▶ [AIM]
Can you output the material exactly as written, minus any pictures it holds?

▶ [RAW DATA]
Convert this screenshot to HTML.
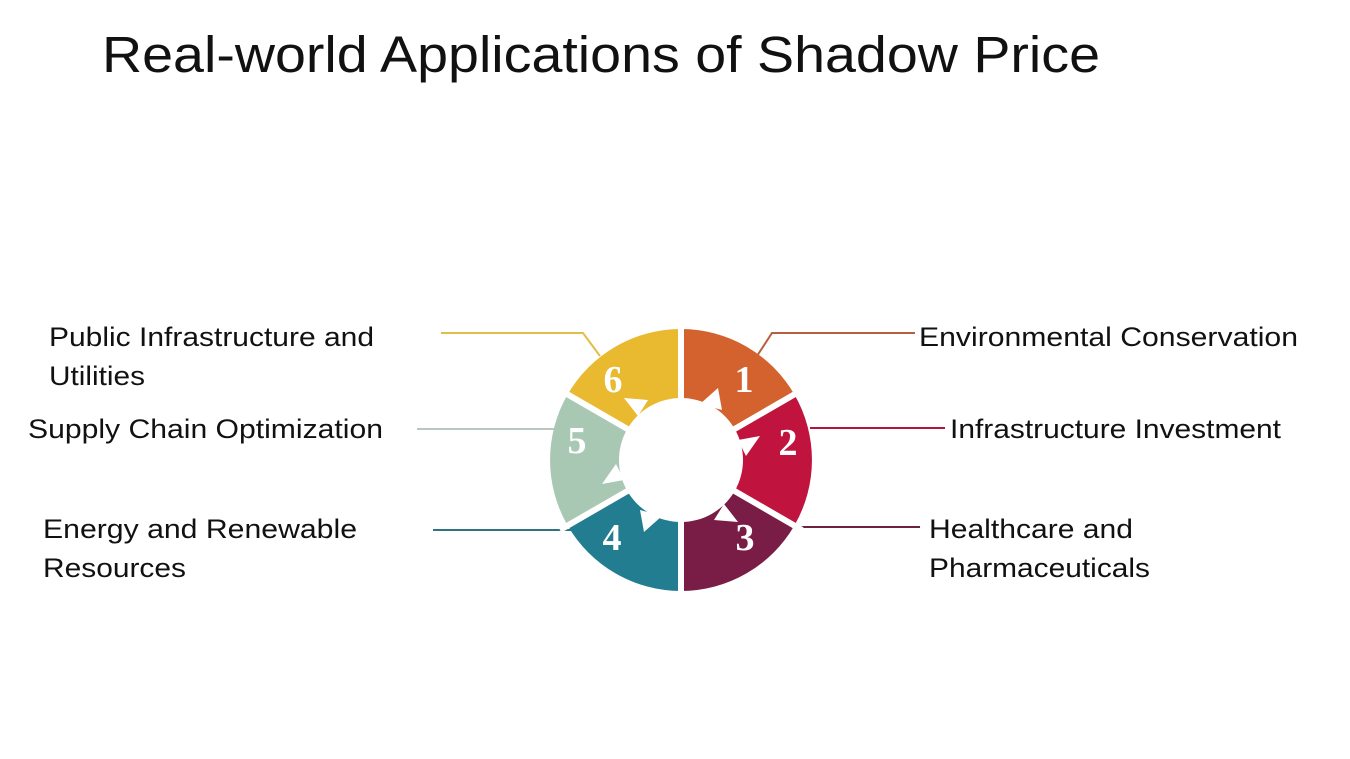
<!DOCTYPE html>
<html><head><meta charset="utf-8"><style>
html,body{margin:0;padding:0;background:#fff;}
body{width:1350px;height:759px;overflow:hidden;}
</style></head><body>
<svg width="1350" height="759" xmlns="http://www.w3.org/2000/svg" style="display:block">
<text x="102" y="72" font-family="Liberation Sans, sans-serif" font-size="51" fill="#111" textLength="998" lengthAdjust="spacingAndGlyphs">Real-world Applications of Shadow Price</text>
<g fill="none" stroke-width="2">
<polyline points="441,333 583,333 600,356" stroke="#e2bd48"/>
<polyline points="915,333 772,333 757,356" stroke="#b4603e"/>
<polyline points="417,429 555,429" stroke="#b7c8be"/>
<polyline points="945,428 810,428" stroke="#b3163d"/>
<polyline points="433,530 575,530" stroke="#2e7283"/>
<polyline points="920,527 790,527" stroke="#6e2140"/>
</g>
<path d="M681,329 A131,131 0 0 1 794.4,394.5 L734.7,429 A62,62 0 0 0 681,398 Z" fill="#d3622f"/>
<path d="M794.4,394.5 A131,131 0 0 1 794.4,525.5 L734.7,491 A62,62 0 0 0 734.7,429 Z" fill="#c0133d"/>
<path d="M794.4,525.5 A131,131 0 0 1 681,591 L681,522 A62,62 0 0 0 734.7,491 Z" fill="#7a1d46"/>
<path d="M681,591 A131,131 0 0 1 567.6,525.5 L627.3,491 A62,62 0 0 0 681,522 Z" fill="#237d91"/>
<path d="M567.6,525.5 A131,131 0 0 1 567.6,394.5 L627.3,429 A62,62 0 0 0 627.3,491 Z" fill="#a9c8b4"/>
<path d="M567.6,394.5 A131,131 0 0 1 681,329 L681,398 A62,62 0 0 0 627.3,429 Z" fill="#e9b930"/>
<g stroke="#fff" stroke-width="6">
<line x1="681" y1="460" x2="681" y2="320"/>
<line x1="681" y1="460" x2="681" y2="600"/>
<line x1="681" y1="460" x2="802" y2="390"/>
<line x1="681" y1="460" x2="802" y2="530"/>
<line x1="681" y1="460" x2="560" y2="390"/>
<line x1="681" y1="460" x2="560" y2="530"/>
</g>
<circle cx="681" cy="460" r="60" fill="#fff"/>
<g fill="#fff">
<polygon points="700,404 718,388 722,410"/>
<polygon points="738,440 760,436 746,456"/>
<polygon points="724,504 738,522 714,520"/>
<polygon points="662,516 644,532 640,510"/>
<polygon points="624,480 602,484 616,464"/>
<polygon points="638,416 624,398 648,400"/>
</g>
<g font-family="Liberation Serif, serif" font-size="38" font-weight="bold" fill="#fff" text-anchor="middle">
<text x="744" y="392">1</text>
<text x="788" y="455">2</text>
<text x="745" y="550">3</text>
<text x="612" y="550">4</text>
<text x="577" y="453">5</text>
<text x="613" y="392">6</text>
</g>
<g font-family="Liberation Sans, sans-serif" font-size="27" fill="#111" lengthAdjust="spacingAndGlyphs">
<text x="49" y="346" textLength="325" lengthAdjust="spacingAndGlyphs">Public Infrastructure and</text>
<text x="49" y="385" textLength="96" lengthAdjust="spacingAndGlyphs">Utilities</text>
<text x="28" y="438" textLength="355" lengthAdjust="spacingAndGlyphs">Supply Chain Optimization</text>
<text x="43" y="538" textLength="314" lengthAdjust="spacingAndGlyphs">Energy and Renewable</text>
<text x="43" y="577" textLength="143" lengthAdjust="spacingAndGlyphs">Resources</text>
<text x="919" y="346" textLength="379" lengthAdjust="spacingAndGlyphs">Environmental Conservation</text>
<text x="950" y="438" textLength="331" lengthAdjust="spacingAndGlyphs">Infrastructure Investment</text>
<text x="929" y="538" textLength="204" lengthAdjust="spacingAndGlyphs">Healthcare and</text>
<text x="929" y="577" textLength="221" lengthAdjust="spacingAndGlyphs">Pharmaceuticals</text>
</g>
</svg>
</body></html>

▶ [FINISHED ANSWER]
Convert this screenshot to HTML.
<!DOCTYPE html>
<html><head><meta charset="utf-8"><style>
html,body{margin:0;padding:0;background:#fff;}
body{width:1350px;height:759px;overflow:hidden;}
</style></head><body>
<svg width="1350" height="759" xmlns="http://www.w3.org/2000/svg" style="display:block">
<text x="102" y="72" font-family="Liberation Sans, sans-serif" font-size="51" fill="#111" textLength="998" lengthAdjust="spacingAndGlyphs">Real-world Applications of Shadow Price</text>
<g fill="none" stroke-width="2">
<polyline points="441,333 583,333 600,356" stroke="#e2bd48"/>
<polyline points="915,333 772,333 757,356" stroke="#b4603e"/>
<polyline points="417,429 555,429" stroke="#b7c8be"/>
<polyline points="945,428 810,428" stroke="#b3163d"/>
<polyline points="433,530 575,530" stroke="#2e7283"/>
<polyline points="920,527 790,527" stroke="#6e2140"/>
</g>
<path d="M681,329 A131,131 0 0 1 794.4,394.5 L734.7,429 A62,62 0 0 0 681,398 Z" fill="#d3622f"/>
<path d="M794.4,394.5 A131,131 0 0 1 794.4,525.5 L734.7,491 A62,62 0 0 0 734.7,429 Z" fill="#c0133d"/>
<path d="M794.4,525.5 A131,131 0 0 1 681,591 L681,522 A62,62 0 0 0 734.7,491 Z" fill="#7a1d46"/>
<path d="M681,591 A131,131 0 0 1 567.6,525.5 L627.3,491 A62,62 0 0 0 681,522 Z" fill="#237d91"/>
<path d="M567.6,525.5 A131,131 0 0 1 567.6,394.5 L627.3,429 A62,62 0 0 0 627.3,491 Z" fill="#a9c8b4"/>
<path d="M567.6,394.5 A131,131 0 0 1 681,329 L681,398 A62,62 0 0 0 627.3,429 Z" fill="#e9b930"/>
<g stroke="#fff" stroke-width="6">
<line x1="681" y1="460" x2="681" y2="320"/>
<line x1="681" y1="460" x2="681" y2="600"/>
<line x1="681" y1="460" x2="802" y2="390"/>
<line x1="681" y1="460" x2="802" y2="530"/>
<line x1="681" y1="460" x2="560" y2="390"/>
<line x1="681" y1="460" x2="560" y2="530"/>
</g>
<circle cx="681" cy="460" r="60" fill="#fff"/>
<g fill="#fff">
<polygon points="700,404 718,388 722,410"/>
<polygon points="738,440 760,436 746,456"/>
<polygon points="724,504 738,522 714,520"/>
<polygon points="662,516 644,532 640,510"/>
<polygon points="624,480 602,484 616,464"/>
<polygon points="638,416 624,398 648,400"/>
</g>
<g font-family="Liberation Serif, serif" font-size="38" font-weight="bold" fill="#fff" text-anchor="middle">
<text x="744" y="392">1</text>
<text x="788" y="455">2</text>
<text x="745" y="550">3</text>
<text x="612" y="550">4</text>
<text x="577" y="453">5</text>
<text x="613" y="392">6</text>
</g>
<g font-family="Liberation Sans, sans-serif" font-size="27" fill="#111" lengthAdjust="spacingAndGlyphs">
<text x="49" y="346" textLength="325" lengthAdjust="spacingAndGlyphs">Public Infrastructure and</text>
<text x="49" y="385" textLength="96" lengthAdjust="spacingAndGlyphs">Utilities</text>
<text x="28" y="438" textLength="355" lengthAdjust="spacingAndGlyphs">Supply Chain Optimization</text>
<text x="43" y="538" textLength="314" lengthAdjust="spacingAndGlyphs">Energy and Renewable</text>
<text x="43" y="577" textLength="143" lengthAdjust="spacingAndGlyphs">Resources</text>
<text x="919" y="346" textLength="379" lengthAdjust="spacingAndGlyphs">Environmental Conservation</text>
<text x="950" y="438" textLength="331" lengthAdjust="spacingAndGlyphs">Infrastructure Investment</text>
<text x="929" y="538" textLength="204" lengthAdjust="spacingAndGlyphs">Healthcare and</text>
<text x="929" y="577" textLength="221" lengthAdjust="spacingAndGlyphs">Pharmaceuticals</text>
</g>
</svg>
</body></html>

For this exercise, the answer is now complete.